Ujjivan expects its net interest margin to be closer to 7.9% in the September and December quarters and then stabilise at 7.8% in the March quarter of FY26. The excess liquidity of INR 11 billion in the bank is a big reason for the decline in the net interest margin, the management said and added the margin would improve when the excess liquidity is deployed in the second and third quarters.

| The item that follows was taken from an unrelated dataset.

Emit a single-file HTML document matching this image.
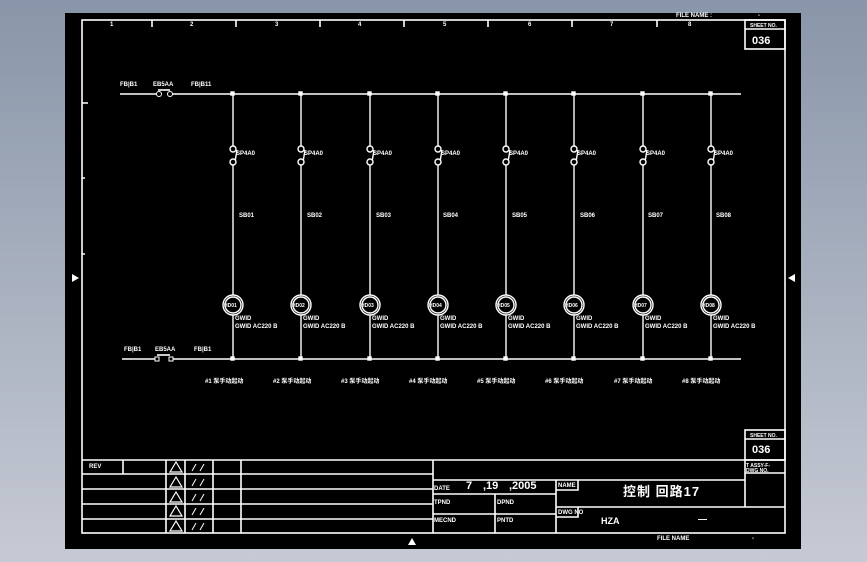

The collection efficiency for the special mention accounts-I of the bank has improved to 47% from 37% and for special mention accounts-II, to 45% from 42%. Special mention-I and special mention-II accounts are those where the payment of interest or principal is overdue for more than 30 days and 60 days, respectively. The bank said its special mention accounts book has declined to 2.29% of total advances in the latest quarter from 2.68% in the December quarter of FY25, indicating an improvement in asset quality. The bank also expects slippages to improve over the course of the current financial year. The June quarter has been better than the March quarter for non-performing assets and write-off collections, the bank said.
Ujjivan Small Finance Bank reported a 66% on-year fall in its net profit for the June quarter on account of an increase in the bank's total expenses and doubling of provisions.
The small finance bank plans to open 25 new branches in the next financial year and over 400 branches in the next four years, the management told analysts. The key metrics to monitor for the bank will be a 99.3% collection efficiency for bucket X, which are standard assets, as also the bank's gross net performing assets and the portfolio-at-risk.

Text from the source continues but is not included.